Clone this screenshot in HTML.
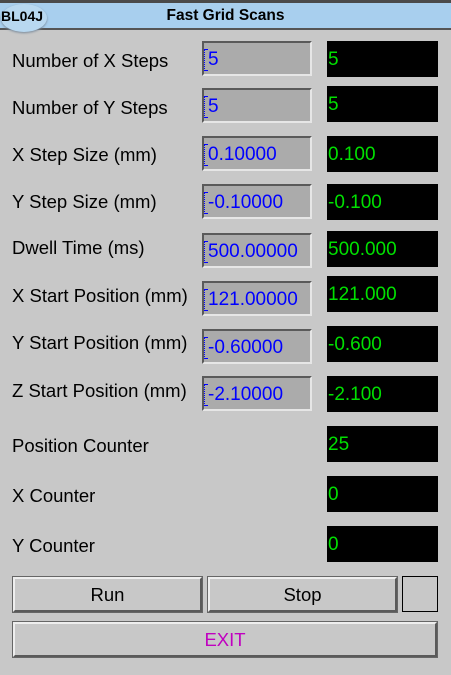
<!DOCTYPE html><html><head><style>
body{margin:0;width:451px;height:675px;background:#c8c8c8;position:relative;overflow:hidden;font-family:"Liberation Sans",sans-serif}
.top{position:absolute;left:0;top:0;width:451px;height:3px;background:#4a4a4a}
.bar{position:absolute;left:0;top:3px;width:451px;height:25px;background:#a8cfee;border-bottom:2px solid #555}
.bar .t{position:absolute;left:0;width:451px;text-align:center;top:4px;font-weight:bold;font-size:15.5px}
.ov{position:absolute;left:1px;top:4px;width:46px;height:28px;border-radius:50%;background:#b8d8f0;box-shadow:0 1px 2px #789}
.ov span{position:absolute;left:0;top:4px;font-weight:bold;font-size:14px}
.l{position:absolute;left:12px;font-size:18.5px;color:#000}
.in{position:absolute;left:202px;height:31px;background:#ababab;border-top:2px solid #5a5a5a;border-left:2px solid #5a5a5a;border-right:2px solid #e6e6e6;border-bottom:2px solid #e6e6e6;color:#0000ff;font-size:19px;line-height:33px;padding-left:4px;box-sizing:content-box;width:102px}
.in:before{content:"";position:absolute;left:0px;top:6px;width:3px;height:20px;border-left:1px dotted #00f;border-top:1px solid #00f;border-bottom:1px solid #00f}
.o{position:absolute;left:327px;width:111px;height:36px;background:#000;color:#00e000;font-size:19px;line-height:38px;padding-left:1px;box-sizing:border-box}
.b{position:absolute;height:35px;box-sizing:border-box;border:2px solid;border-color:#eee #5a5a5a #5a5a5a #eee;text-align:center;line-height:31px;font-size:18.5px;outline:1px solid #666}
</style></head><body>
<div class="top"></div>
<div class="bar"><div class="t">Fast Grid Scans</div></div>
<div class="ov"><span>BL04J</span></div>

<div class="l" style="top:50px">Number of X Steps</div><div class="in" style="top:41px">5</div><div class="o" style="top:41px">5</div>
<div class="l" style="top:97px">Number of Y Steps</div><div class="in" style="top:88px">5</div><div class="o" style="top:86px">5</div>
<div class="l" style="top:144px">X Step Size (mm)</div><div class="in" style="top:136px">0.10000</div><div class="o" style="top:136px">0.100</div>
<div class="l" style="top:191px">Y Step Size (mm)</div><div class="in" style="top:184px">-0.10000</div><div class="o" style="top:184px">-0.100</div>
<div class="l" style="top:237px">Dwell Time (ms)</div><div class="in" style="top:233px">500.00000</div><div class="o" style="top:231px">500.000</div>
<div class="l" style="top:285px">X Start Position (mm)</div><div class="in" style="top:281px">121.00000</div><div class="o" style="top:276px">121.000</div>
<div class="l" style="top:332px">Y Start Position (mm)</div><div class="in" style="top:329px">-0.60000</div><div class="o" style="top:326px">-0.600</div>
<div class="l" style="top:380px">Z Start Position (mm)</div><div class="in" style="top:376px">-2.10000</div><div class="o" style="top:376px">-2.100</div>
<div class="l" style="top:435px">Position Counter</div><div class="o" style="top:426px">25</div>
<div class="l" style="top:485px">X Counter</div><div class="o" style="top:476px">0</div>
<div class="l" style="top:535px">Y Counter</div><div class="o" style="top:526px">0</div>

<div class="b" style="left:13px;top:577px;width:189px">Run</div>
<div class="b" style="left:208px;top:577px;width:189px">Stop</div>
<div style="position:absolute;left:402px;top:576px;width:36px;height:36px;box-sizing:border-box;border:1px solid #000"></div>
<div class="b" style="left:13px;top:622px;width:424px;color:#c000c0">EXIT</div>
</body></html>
--*--
• [Direction]: Give an exact reproduction of every line, leaving out any picture.

• [Solution for this task]:
Clone this screenshot in HTML.
<!DOCTYPE html><html><head><style>
body{margin:0;width:451px;height:675px;background:#c8c8c8;position:relative;overflow:hidden;font-family:"Liberation Sans",sans-serif}
.top{position:absolute;left:0;top:0;width:451px;height:3px;background:#4a4a4a}
.bar{position:absolute;left:0;top:3px;width:451px;height:25px;background:#a8cfee;border-bottom:2px solid #555}
.bar .t{position:absolute;left:0;width:451px;text-align:center;top:4px;font-weight:bold;font-size:15.5px}
.ov{position:absolute;left:1px;top:4px;width:46px;height:28px;border-radius:50%;background:#b8d8f0;box-shadow:0 1px 2px #789}
.ov span{position:absolute;left:0;top:4px;font-weight:bold;font-size:14px}
.l{position:absolute;left:12px;font-size:18.5px;color:#000}
.in{position:absolute;left:202px;height:31px;background:#ababab;border-top:2px solid #5a5a5a;border-left:2px solid #5a5a5a;border-right:2px solid #e6e6e6;border-bottom:2px solid #e6e6e6;color:#0000ff;font-size:19px;line-height:33px;padding-left:4px;box-sizing:content-box;width:102px}
.in:before{content:"";position:absolute;left:0px;top:6px;width:3px;height:20px;border-left:1px dotted #00f;border-top:1px solid #00f;border-bottom:1px solid #00f}
.o{position:absolute;left:327px;width:111px;height:36px;background:#000;color:#00e000;font-size:19px;line-height:38px;padding-left:1px;box-sizing:border-box}
.b{position:absolute;height:35px;box-sizing:border-box;border:2px solid;border-color:#eee #5a5a5a #5a5a5a #eee;text-align:center;line-height:31px;font-size:18.5px;outline:1px solid #666}
</style></head><body>
<div class="top"></div>
<div class="bar"><div class="t">Fast Grid Scans</div></div>
<div class="ov"><span>BL04J</span></div>

<div class="l" style="top:50px">Number of X Steps</div><div class="in" style="top:41px">5</div><div class="o" style="top:41px">5</div>
<div class="l" style="top:97px">Number of Y Steps</div><div class="in" style="top:88px">5</div><div class="o" style="top:86px">5</div>
<div class="l" style="top:144px">X Step Size (mm)</div><div class="in" style="top:136px">0.10000</div><div class="o" style="top:136px">0.100</div>
<div class="l" style="top:191px">Y Step Size (mm)</div><div class="in" style="top:184px">-0.10000</div><div class="o" style="top:184px">-0.100</div>
<div class="l" style="top:237px">Dwell Time (ms)</div><div class="in" style="top:233px">500.00000</div><div class="o" style="top:231px">500.000</div>
<div class="l" style="top:285px">X Start Position (mm)</div><div class="in" style="top:281px">121.00000</div><div class="o" style="top:276px">121.000</div>
<div class="l" style="top:332px">Y Start Position (mm)</div><div class="in" style="top:329px">-0.60000</div><div class="o" style="top:326px">-0.600</div>
<div class="l" style="top:380px">Z Start Position (mm)</div><div class="in" style="top:376px">-2.10000</div><div class="o" style="top:376px">-2.100</div>
<div class="l" style="top:435px">Position Counter</div><div class="o" style="top:426px">25</div>
<div class="l" style="top:485px">X Counter</div><div class="o" style="top:476px">0</div>
<div class="l" style="top:535px">Y Counter</div><div class="o" style="top:526px">0</div>

<div class="b" style="left:13px;top:577px;width:189px">Run</div>
<div class="b" style="left:208px;top:577px;width:189px">Stop</div>
<div style="position:absolute;left:402px;top:576px;width:36px;height:36px;box-sizing:border-box;border:1px solid #000"></div>
<div class="b" style="left:13px;top:622px;width:424px;color:#c000c0">EXIT</div>
</body></html>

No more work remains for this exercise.